Aim of the task: Print, exactly and with both ends included, the lines below that run from the one containing "Rebuild this screenshot as a component, using" to the one containing "type Stop = [number, number, string];". Pictures are omitted.

****

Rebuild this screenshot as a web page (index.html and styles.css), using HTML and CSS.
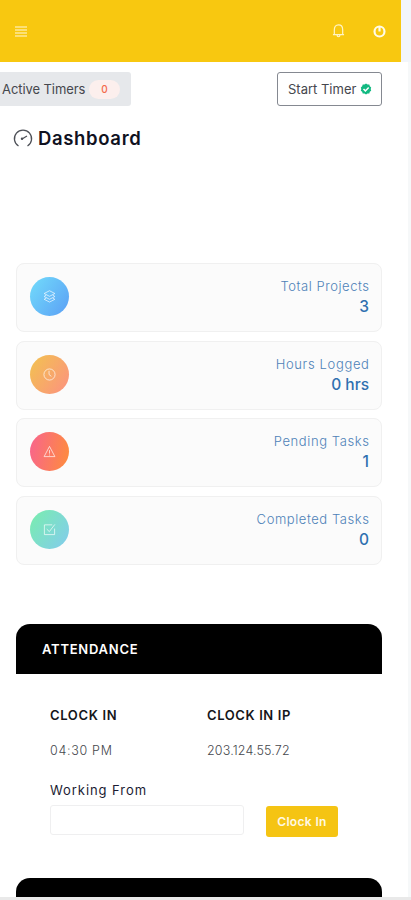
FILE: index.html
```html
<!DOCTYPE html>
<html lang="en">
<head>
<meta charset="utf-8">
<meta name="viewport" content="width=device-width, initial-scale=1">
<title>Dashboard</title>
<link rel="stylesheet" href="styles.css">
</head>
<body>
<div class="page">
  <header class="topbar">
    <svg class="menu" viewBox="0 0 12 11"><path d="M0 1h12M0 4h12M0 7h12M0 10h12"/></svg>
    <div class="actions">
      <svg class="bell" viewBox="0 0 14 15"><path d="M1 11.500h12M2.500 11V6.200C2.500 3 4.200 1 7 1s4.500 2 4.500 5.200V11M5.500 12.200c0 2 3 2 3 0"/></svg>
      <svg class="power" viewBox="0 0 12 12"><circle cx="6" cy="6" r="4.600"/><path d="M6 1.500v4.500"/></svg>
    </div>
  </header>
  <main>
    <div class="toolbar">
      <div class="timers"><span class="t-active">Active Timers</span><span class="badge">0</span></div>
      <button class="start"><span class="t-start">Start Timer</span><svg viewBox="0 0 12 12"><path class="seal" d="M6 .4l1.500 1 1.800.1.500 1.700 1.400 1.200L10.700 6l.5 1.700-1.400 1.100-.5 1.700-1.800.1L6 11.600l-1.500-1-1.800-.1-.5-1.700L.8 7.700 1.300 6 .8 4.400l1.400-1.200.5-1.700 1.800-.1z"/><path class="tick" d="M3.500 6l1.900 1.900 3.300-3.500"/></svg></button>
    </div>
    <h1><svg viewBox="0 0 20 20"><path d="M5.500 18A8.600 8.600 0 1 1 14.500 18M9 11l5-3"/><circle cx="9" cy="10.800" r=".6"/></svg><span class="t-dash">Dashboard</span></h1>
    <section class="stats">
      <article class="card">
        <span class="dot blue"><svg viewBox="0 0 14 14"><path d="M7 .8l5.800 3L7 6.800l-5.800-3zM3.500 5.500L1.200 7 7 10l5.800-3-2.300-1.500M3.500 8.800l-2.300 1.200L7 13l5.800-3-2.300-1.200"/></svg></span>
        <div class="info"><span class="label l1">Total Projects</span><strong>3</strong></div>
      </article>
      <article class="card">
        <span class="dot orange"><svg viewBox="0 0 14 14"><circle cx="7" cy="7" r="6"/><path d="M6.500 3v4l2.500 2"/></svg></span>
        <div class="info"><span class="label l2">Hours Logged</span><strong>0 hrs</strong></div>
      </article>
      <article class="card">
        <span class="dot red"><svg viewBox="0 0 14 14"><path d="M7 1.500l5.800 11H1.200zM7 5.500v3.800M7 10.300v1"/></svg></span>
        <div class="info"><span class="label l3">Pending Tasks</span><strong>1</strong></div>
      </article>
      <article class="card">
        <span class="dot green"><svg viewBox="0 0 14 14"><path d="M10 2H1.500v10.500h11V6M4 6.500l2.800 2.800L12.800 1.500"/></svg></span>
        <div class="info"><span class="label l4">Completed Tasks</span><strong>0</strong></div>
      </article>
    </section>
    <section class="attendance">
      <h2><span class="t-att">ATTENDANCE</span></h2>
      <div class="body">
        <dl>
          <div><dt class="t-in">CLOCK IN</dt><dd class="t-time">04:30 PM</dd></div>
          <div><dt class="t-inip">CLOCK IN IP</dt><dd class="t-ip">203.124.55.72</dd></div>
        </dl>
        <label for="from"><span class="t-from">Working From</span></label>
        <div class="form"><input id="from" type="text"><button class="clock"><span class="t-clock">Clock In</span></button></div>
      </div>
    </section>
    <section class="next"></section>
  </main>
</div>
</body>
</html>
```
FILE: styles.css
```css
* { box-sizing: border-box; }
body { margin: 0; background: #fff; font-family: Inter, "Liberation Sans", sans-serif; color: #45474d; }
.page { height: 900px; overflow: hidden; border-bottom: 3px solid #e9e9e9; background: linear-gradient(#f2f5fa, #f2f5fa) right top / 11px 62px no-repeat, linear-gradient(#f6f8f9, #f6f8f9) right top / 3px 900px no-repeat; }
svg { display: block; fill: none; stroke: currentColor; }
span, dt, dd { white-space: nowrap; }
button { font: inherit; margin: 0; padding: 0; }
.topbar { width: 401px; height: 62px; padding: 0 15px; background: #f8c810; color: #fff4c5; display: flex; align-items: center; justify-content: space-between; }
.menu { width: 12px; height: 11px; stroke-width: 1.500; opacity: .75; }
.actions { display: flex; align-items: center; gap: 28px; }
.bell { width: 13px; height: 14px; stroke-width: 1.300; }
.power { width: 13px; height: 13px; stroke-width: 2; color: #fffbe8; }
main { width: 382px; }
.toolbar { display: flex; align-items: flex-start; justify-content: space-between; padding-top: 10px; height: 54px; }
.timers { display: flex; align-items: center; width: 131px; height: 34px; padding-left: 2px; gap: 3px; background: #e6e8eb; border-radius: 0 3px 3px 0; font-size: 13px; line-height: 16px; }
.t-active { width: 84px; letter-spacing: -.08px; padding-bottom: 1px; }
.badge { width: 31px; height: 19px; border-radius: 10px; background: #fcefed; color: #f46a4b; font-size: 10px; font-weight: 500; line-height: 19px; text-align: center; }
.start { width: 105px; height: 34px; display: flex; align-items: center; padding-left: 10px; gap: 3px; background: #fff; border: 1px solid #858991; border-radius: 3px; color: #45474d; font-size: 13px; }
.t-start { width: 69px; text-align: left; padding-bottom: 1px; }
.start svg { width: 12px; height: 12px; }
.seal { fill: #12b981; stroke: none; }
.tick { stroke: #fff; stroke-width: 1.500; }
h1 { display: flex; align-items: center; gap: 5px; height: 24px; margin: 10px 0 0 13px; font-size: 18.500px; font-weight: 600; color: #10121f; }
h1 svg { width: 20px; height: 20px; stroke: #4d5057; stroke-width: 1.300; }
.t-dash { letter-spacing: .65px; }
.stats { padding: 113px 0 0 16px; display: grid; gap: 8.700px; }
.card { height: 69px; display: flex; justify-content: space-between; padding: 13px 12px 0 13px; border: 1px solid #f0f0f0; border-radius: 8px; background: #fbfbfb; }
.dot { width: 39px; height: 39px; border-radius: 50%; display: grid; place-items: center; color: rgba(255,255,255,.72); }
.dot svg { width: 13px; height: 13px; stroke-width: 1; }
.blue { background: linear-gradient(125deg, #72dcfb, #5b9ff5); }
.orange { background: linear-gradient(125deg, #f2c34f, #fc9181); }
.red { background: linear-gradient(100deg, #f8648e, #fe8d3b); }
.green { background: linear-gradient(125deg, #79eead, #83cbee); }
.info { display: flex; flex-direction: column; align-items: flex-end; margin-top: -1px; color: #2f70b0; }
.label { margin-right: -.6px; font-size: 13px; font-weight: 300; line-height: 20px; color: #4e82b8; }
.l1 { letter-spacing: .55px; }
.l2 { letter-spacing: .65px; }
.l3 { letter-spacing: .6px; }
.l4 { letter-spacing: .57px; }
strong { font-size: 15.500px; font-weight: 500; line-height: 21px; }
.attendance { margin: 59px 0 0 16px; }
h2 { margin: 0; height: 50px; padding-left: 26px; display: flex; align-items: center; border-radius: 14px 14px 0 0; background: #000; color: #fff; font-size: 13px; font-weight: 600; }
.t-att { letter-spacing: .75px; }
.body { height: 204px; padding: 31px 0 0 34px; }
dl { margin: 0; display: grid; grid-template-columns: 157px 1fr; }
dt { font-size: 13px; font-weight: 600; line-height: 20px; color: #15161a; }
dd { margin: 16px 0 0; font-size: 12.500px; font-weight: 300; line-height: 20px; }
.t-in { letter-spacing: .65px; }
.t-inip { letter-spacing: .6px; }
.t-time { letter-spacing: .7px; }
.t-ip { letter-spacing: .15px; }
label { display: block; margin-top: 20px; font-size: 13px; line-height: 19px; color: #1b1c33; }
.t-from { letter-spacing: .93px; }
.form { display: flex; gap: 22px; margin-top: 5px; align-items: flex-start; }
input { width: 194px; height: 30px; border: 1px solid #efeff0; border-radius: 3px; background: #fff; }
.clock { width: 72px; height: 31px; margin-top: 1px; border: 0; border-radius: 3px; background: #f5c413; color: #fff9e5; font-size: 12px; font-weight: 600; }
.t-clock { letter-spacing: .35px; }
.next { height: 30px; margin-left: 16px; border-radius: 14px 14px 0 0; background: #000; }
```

****

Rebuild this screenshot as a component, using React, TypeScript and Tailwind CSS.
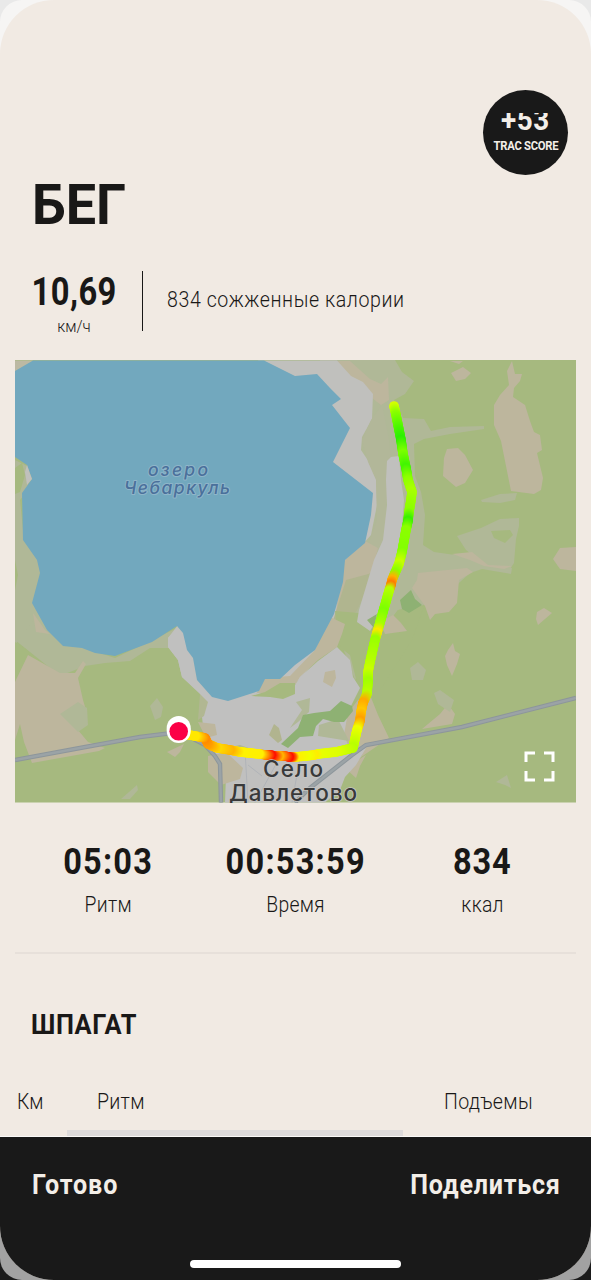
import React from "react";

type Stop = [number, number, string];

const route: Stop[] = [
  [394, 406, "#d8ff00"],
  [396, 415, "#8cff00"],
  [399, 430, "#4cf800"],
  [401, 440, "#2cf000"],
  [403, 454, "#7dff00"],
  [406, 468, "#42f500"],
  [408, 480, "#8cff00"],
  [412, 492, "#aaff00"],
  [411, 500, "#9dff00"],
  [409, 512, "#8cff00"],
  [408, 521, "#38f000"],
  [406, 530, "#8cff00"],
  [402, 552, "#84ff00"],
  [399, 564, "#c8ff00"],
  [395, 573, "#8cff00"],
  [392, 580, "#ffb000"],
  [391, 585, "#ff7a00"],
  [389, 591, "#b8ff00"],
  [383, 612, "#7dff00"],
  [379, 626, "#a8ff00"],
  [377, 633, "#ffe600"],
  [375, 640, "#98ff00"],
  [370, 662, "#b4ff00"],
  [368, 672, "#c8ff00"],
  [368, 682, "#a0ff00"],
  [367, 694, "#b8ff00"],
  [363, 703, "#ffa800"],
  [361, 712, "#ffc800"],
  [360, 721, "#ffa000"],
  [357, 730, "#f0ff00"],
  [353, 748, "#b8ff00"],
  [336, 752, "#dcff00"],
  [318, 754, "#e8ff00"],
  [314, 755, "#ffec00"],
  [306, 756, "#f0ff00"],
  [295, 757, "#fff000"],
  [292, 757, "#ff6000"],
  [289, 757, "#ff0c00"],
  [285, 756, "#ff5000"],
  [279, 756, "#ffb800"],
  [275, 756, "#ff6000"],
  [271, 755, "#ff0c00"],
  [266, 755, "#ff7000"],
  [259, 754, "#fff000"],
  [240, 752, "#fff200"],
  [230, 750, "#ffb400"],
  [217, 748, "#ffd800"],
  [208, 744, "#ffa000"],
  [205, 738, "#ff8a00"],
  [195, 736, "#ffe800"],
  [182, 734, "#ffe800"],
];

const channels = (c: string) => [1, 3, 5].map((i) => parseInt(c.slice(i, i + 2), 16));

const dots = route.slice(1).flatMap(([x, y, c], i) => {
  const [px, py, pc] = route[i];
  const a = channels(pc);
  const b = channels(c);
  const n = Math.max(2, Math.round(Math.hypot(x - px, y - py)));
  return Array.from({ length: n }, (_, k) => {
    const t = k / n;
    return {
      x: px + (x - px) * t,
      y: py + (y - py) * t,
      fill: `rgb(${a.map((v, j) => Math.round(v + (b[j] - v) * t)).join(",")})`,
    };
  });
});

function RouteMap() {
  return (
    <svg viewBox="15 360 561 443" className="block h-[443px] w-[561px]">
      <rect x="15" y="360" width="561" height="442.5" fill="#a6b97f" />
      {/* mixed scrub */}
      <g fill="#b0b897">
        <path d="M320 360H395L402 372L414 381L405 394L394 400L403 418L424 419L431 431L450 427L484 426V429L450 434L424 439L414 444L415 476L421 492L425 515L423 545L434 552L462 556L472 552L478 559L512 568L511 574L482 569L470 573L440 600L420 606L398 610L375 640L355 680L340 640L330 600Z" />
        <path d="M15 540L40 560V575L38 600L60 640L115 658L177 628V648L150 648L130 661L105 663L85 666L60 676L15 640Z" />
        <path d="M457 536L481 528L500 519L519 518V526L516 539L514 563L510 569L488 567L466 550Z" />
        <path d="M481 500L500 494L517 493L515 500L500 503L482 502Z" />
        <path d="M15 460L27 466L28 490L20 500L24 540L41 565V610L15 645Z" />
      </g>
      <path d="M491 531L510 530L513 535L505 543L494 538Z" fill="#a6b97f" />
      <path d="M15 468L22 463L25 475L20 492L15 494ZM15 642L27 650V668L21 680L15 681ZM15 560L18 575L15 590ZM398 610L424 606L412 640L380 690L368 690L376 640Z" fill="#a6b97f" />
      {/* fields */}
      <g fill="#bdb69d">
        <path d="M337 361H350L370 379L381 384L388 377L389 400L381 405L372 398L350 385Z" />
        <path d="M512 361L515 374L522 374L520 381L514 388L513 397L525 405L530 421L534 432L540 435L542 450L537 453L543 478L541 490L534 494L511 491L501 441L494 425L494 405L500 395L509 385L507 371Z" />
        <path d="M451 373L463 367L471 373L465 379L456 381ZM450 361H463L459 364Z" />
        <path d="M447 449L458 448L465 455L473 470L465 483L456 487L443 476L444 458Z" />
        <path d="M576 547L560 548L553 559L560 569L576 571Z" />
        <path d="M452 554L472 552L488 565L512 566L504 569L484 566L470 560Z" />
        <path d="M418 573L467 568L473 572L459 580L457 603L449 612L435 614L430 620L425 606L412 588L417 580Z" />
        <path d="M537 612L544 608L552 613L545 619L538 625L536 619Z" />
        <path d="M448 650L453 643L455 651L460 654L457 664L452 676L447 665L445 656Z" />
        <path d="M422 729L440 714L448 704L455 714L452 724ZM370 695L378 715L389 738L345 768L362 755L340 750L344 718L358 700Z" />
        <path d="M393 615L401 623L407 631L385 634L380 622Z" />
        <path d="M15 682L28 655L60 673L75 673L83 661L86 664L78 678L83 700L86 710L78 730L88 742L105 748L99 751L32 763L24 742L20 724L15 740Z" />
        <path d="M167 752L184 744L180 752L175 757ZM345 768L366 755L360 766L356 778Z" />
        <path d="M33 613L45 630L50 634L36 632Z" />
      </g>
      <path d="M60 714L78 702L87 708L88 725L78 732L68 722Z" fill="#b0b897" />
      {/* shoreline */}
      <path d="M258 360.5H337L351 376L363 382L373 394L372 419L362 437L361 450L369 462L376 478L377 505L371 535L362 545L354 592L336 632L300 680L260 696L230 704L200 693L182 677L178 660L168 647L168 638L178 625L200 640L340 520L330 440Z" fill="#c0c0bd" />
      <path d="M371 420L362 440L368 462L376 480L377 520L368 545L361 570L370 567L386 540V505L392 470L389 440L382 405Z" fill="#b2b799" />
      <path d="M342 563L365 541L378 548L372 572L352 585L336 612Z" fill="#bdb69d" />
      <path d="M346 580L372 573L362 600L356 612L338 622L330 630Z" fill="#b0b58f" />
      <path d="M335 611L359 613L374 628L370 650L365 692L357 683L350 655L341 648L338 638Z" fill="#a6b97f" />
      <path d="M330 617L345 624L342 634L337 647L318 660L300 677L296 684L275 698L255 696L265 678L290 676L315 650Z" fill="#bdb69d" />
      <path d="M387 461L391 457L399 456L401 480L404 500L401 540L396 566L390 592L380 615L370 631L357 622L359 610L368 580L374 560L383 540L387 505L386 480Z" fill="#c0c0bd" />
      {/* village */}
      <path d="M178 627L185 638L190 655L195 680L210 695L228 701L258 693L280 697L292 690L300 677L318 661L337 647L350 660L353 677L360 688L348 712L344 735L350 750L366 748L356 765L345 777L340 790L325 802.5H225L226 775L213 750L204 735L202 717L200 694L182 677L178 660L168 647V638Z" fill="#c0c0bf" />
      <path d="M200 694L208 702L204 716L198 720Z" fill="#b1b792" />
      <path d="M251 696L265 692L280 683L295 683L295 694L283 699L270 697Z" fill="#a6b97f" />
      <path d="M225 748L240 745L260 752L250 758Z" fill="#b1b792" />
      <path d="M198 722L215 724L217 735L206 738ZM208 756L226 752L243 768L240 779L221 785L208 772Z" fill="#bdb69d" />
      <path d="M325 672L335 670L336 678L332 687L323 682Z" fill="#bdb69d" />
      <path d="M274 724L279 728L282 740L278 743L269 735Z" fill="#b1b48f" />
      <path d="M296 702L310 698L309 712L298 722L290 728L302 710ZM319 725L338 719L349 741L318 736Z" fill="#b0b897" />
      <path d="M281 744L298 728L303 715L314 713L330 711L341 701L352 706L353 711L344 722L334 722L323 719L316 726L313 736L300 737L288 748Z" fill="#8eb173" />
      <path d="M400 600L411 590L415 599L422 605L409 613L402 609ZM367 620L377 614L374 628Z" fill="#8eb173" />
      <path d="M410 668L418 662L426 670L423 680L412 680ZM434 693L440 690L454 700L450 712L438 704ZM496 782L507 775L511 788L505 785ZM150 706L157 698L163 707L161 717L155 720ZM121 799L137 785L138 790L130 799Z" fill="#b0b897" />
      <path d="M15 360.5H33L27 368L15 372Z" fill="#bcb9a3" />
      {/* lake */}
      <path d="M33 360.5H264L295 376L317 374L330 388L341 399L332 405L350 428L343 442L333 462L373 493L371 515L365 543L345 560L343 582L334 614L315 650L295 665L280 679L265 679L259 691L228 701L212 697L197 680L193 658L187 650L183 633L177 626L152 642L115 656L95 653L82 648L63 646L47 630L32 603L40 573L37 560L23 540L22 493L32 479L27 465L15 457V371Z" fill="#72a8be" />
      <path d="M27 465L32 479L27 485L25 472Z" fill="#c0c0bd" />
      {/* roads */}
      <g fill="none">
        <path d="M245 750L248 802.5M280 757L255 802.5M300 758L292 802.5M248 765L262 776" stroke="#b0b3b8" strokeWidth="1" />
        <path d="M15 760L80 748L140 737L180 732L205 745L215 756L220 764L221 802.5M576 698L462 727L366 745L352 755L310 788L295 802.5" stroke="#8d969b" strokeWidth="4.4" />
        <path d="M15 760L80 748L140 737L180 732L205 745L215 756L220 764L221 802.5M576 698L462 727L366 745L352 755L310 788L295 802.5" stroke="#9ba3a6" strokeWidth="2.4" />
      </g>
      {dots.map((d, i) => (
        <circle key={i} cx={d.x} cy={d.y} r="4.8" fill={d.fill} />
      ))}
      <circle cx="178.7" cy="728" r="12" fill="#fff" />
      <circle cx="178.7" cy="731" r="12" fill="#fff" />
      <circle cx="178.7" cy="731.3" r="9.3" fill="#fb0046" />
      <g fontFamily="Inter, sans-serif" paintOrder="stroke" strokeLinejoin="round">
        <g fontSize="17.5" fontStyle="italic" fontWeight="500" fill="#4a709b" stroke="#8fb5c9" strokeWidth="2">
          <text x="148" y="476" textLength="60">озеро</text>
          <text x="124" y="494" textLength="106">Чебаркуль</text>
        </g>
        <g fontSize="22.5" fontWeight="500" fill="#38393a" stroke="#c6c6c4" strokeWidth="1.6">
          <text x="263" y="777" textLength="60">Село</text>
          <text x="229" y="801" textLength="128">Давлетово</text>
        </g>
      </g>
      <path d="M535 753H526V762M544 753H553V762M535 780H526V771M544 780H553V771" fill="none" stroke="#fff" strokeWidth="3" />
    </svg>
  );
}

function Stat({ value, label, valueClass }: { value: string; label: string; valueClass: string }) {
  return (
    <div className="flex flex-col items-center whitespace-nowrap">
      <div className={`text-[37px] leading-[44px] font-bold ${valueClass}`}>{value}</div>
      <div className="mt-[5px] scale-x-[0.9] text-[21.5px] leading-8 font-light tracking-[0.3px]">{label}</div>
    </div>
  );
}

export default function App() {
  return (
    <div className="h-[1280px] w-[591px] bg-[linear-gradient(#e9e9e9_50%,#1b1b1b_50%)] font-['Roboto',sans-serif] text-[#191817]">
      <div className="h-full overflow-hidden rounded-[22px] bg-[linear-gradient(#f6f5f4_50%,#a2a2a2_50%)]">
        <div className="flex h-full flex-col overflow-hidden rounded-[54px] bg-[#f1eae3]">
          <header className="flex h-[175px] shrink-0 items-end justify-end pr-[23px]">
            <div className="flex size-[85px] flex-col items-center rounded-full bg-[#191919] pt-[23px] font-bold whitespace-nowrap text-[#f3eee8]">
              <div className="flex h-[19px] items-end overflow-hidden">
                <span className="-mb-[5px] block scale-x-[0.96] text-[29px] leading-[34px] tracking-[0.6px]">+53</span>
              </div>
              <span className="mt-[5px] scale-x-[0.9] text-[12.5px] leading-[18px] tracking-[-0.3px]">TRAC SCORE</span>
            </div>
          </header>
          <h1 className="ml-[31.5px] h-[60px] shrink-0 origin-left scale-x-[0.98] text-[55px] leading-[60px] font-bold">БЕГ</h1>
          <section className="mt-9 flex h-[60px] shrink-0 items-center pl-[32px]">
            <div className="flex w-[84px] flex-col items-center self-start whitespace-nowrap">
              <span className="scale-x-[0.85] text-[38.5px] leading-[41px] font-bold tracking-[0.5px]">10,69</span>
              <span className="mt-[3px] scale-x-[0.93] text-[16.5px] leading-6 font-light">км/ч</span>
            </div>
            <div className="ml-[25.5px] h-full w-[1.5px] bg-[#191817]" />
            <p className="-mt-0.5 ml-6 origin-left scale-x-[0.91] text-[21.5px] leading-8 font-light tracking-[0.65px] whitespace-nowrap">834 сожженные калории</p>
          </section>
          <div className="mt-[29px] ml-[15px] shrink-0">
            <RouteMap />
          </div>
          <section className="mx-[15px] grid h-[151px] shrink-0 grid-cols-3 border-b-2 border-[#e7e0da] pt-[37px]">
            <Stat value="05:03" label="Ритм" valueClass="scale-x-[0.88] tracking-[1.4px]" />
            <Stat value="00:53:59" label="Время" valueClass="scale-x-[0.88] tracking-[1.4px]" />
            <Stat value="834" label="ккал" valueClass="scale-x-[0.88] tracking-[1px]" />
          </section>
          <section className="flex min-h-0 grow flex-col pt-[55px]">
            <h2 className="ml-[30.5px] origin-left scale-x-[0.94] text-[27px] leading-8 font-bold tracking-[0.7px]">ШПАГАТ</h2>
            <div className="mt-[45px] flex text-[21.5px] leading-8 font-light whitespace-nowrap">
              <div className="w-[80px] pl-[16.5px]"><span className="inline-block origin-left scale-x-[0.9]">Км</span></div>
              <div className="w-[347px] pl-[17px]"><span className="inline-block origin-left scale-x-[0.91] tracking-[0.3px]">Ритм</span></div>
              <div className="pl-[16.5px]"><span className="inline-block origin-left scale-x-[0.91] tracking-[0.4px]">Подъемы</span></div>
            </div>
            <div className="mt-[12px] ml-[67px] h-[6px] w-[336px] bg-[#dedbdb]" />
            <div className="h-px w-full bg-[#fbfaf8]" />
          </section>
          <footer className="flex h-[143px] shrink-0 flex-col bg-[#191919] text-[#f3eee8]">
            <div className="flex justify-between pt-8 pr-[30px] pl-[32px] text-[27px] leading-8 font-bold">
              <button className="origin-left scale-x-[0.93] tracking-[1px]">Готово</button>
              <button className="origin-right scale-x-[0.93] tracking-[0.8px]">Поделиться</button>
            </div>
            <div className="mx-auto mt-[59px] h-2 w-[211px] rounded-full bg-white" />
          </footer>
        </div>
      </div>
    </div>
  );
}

****

Answer to this task:
Rebuild this screenshot as a component, using React, TypeScript and Tailwind CSS.
import React from "react";

type Stop = [number, number, string];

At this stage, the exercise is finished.